Another example of an abstract object is a number. Though it's different because numbers are necessary, unlike laws. Still the number itself is an abstract object.
We understand through our senses, but how do we know our senses give us true information? We need to appeal to logic, not science.

DBryan said:
As I've explained previously on this comments page, logic and science use similar methods.

kiitknight said:
No they don't. Science uses logic as its basis (fleshed out in mathematics). Science presupposes logic. Logic is based on three axioms - law of identity, law of non-contradiction, and law of excluded middle.

This is an argument he got from Dr. William Lane Craig. I didn't even bother acknowledging that argument.

DBryan said:
We observe and understand gravity. We observe and understand the gradation of species. We understand natural phenomena through empirical means. We do understand them using our senses. I'm failing to see where or why you're getting the supernatural from. Or why you think we can't observe natural laws when we clearly can.

kiithknight said:
But let me ask how you think that the universe came into existence through natural phenomena. If your answer is anything but "that question is illogical", it would behoove you to do some study in philosophy.

DBryan said:
I don't know. Relatively very little is known about the origins of time, space, and matter, as well as how the first life arose. But instead of simply accepting that we do not have all the facts to make a truly informed conclusion about these subjects, monotheists choose to default to the same old supernatural explanations of the unknown. 'God did it'. Like when we did not know what lightning was, we made up Thor the lightning god.

kiithknight said:
That tells me you've never actually studied any theist arguments. We can never know about the origins of the universe through science because science can't measure anything before the natural world. No one is saying "God did it" because we don't know, we're saying "God did it because..." and then proceed to give many philosophical arguments. We REASONED our way there.
Also check this out for one of the most solid out there: watch?v=vGVYXog8NUg

And that video clip would come to dominate the argument. But I don't address it until a few comments later.

DBryan said:
"We can never know about the origins of the universe through science because science can't measure anything before the natural world" - that is profoundly ignorant of the scientific method. It is like saying a detective cannot solve a crime if the crime took place before his investigation began. Detectives and scientists both use deduction. The big bang theory is backed up with observable evidence, such as the expansion of the universe, cosmic background radiation, etc.

DBryan said:
It doesn't matter that the big bang took place billions of years before our existence. A theory is a scheme or system of ideas or statements held as an explanation or account of a group of facts or phenomena; a hypothesis that has been confirmed or established by observation or experiment, and is propounded or accepted as accounting for the known facts; a statement of what are held to be general laws, principles, or causes of something known or observed.

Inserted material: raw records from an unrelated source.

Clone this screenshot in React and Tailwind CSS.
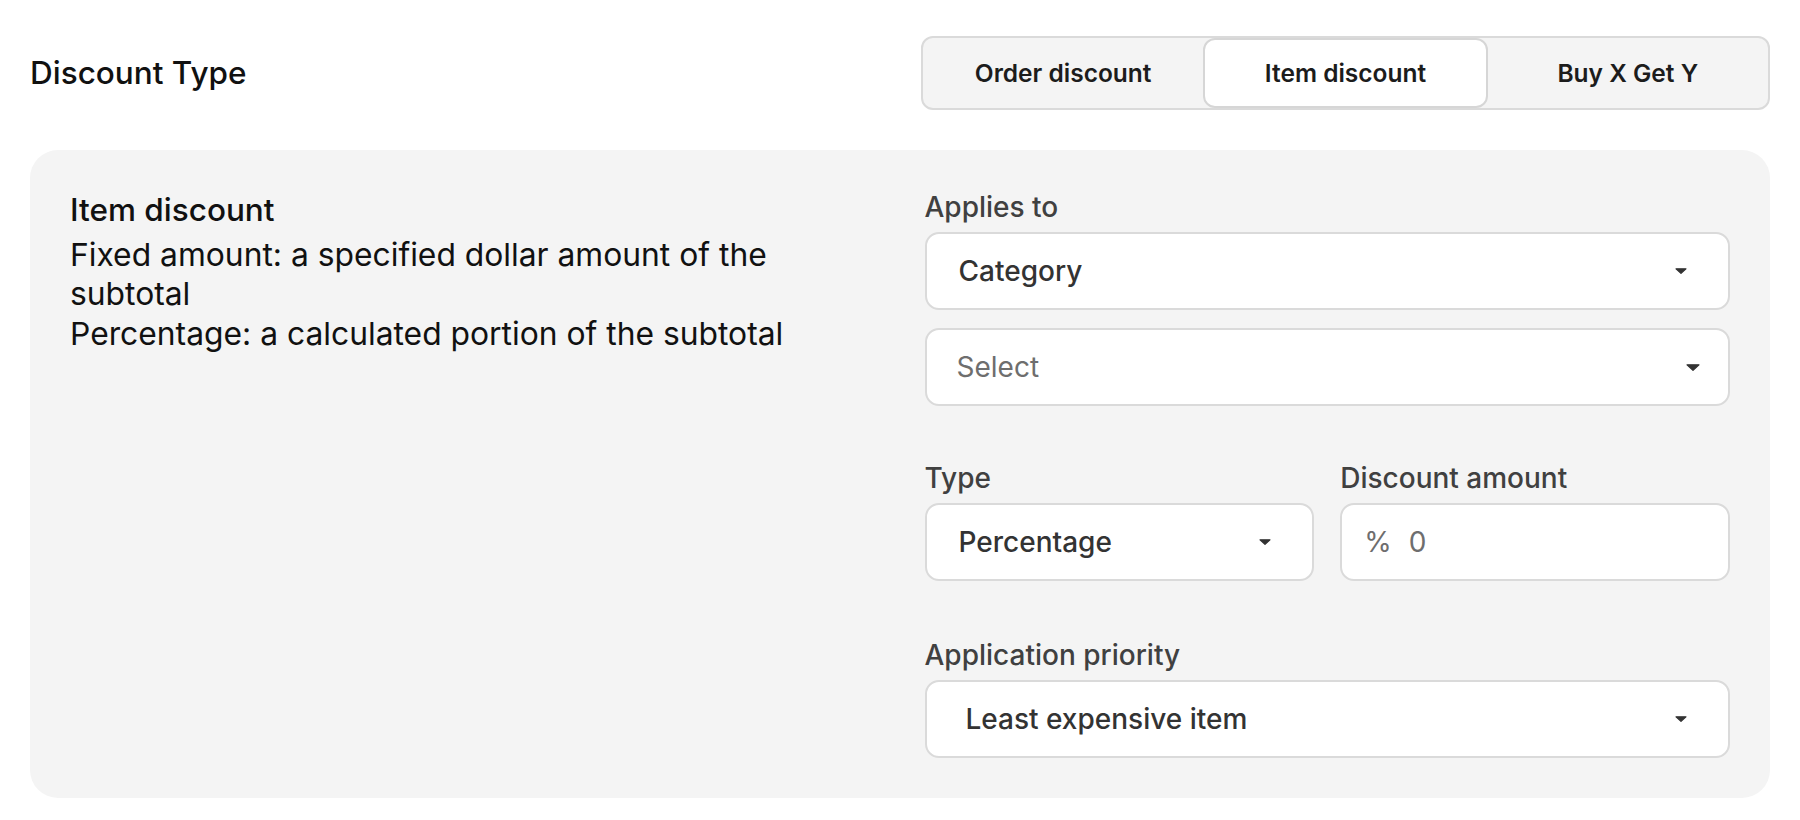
import React, { useState } from 'react';

const Caret = ({ w = 12, h = 6 }) => (
    <svg width={w} height={h} viewBox={`0 0 ${w} ${h}`} className="shrink-0">
        <path d={`M1 0.8 L${w - 1} 0.8 L${w / 2} ${h - 0.6} Z`} fill="#333333" stroke="#333333" strokeWidth="1.2" strokeLinejoin="round" />
    </svg>
);

const SelectBox = ({ value, placeholder, className = '', caret = 'sm' }) => (
    <div className={`flex h-[78px] items-center justify-between rounded-[14px] border-2 border-[#dadada] bg-white ${className}`}>
        {value ? (
            <span className="text-[28px] font-medium text-[#333333]">{value}</span>
        ) : (
            <span className="text-[28px] text-[#6e6e6e]">{placeholder}</span>
        )}
        {caret === 'sm' ? <Caret w={12} h={6} /> : <Caret w={14} h={7} />}
    </div>
);

const Label = ({ children }) => (
    <label className="mb-[8px] block text-[28px] font-medium leading-[34px] text-[#404040]">{children}</label>
);

const App = () => {
    const [tab, setTab] = useState('item');

    const tabs = [
        { id: 'order', label: 'Order discount' },
        { id: 'item', label: 'Item discount' },
        { id: 'bxgy', label: 'Buy X Get Y' },
    ];

    return (
        <div className="min-h-screen bg-white px-[30px] pt-[36px] font-['Inter',sans-serif] text-[#111111]">
            {/* Header */}
            <div className="flex items-center justify-between">
                <h2 className="text-[31.5px] font-medium">Discount Type</h2>
                <div className="flex h-[74px] w-[849px] rounded-[12px] border-2 border-[#dadada] bg-[#f4f4f4]">
                    {tabs.map((t) => (
                        <button
                            key={t.id}
                            onClick={() => setTab(t.id)}
                            className={`flex-1 text-[24.5px] font-semibold text-[#1c1c1c] ${
                                tab === t.id ? 'rounded-[12px] border-2 border-[#d6d6d6] bg-white' : ''
                            }`}
                        >
                            {t.label}
                        </button>
                    ))}
                </div>
            </div>

            {/* Panel */}
            <div className="mt-[40px] grid grid-cols-2 gap-x-[49px] rounded-[28px] bg-[#f4f4f4] p-[40px]">
                <div className="max-w-[760px] leading-[39.5px]">
                    <h3 className="text-[31.5px] font-medium">Item discount</h3>
                    <p className="mt-[5px] text-[31.8px]">Fixed amount: a specified dollar amount of the subtotal</p>
                    <p className="text-[31.8px]">Percentage: a calculated portion of the subtotal</p>
                </div>

                <div className="flex flex-col">
                    <Label>Applies to</Label>
                    <SelectBox value="Category" className="pl-[32px] pr-[41px]" />
                    <SelectBox placeholder="Select" caret="lg" className="mt-[18px] pl-[30px] pr-[28px]" />

                    <div className="mt-[55px] grid grid-cols-2 gap-x-[26px]">
                        <div>
                            <Label>Type</Label>
                            <SelectBox value="Percentage" className="pl-[32px] pr-[41px]" />
                        </div>
                        <div>
                            <Label>Discount amount</Label>
                            <div className="flex h-[78px] items-center gap-[17px] rounded-[14px] border-2 border-[#dadada] bg-white pl-[22px] text-[28px] text-[#6e6e6e]">
                                <span>%</span>
                                <span>0</span>
                            </div>
                        </div>
                    </div>

                    <div className="mt-[57px]">
                        <Label>Application priority</Label>
                        <SelectBox value="Least expensive item" className="pl-[39px] pr-[41px]" />
                    </div>
                </div>
            </div>
        </div>
    );
};

export default App;
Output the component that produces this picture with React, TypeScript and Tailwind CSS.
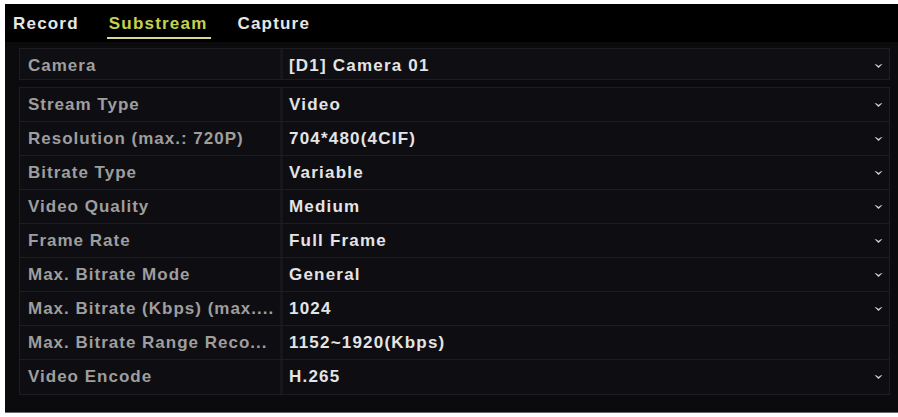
import React from "react";

type Row = { label: string; value: string; dropdown: boolean };

const rows: Row[] = [
  { label: "Stream Type", value: "Video", dropdown: true },
  { label: "Resolution (max.: 720P)", value: "704*480(4CIF)", dropdown: true },
  { label: "Bitrate Type", value: "Variable", dropdown: true },
  { label: "Video Quality", value: "Medium", dropdown: true },
  { label: "Frame Rate", value: "Full Frame", dropdown: true },
  { label: "Max. Bitrate Mode", value: "General", dropdown: true },
  { label: "Max. Bitrate (Kbps) (max....", value: "1024", dropdown: true },
  { label: "Max. Bitrate Range Reco...", value: "1152~1920(Kbps)", dropdown: false },
  { label: "Video Encode", value: "H.265", dropdown: true },
];

function Caret() {
  return (
    <svg width="9" height="6" viewBox="0 0 9 6" className="shrink-0">
      <path d="M0.5 1 L4.5 5 L8.5 1 L6.5 1.6 L4.5 3 L2.5 1.6 Z" fill="#d8d8d8" />
    </svg>
  );
}

function FieldRow({ row, last }: { row: Row; last?: boolean }) {
  return (
    <div
      className={`flex h-[34px] items-stretch ${last ? "" : "border-b border-[#1d1d22]"}`}
    >
      <div className="flex w-[263px] items-center overflow-hidden whitespace-nowrap border-r-[3px] border-[#17171b] pl-[8px] tracking-[1px] text-[#9e9e9e]">
        <span>{row.label}</span>
      </div>
      <div className="flex flex-1 items-center justify-between pl-[6px] pr-[6px] text-[#e4e4e4]">
        <span>{row.value}</span>
        {row.dropdown && <Caret />}
      </div>
    </div>
  );
}

export default function App() {
  return (
    <div
      className="flex h-[417px] w-[898px] flex-col bg-white pb-[4px] pl-[5px] pt-[4px]"
      style={{ fontFamily: '"Liberation Sans", Arial, sans-serif' }}
    >
      <div className="flex flex-1 flex-col border-b border-[#6a6a6a] bg-[#0b0b0e] text-[17px] font-bold tracking-[1.2px]">
        {/* tab strip */}
        <div className="flex h-[38px] items-start gap-[30px] bg-black pl-[8px] pt-[11px]">
          <span className="leading-[18px] text-[#e6e6e6]">Record</span>
          <span className="relative leading-[18px] text-[#c6d24e]">
            Substream
            <span className="absolute -left-[2px] -right-[4px] top-[22px] h-[2px] bg-[#d6da8c]" />
          </span>
          <span className="leading-[18px] text-[#e6e6e6]">Capture</span>
        </div>

        <div className="flex flex-1 flex-col pl-[14px] pr-[8px] pt-[6px]">
          {/* camera selector */}
          <div className="flex h-[32px] items-stretch border border-[#1d1d22] bg-[#0f0e13]">
            <div className="flex w-[263px] items-center border-r-[3px] border-[#17171b] pl-[8px] pt-[3px] tracking-[1px] text-[#9e9e9e]">
              Camera
            </div>
            <div className="flex flex-1 items-center justify-between pl-[6px] pr-[6px] pt-[3px] text-[#e4e4e4]">
              <span>[D1] Camera 01</span>
              <Caret />
            </div>
          </div>

          {/* parameters */}
          <div className="mt-[7px] flex flex-col border border-[#1d1d22] bg-[#0e0d12]">
            {rows.map((r, i) => (
              <FieldRow key={r.label} row={r} last={i === rows.length - 1} />
            ))}
          </div>
        </div>
      </div>
    </div>
  );
}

Just basically copying and pasting what a theory is in regards to science is for this guy. A theory doesn't always require that we can repeat it in an experiment in the here and now. For a theory such as a big bang that would be ridiculous. Just hoping that he knows that.

DBryan said:
When you say 'We can never know about the origins of the universe through science because science can't measure anything before the natural world' you are making a number of assumptions. You are assuming there was a time in which the universe was not natural. You are assuming that there are limits to the progression of our knowledge in regards to the origin of the universe. You have no reasonable reason to assume either of these is true.

I finally get to watching the video he posted.

DBryan said:
I paused the video you linked to to say one thing - I am very mistrustful of videos that disable comments. It is my experience that people who upload such videos have little interest in their view being challenged.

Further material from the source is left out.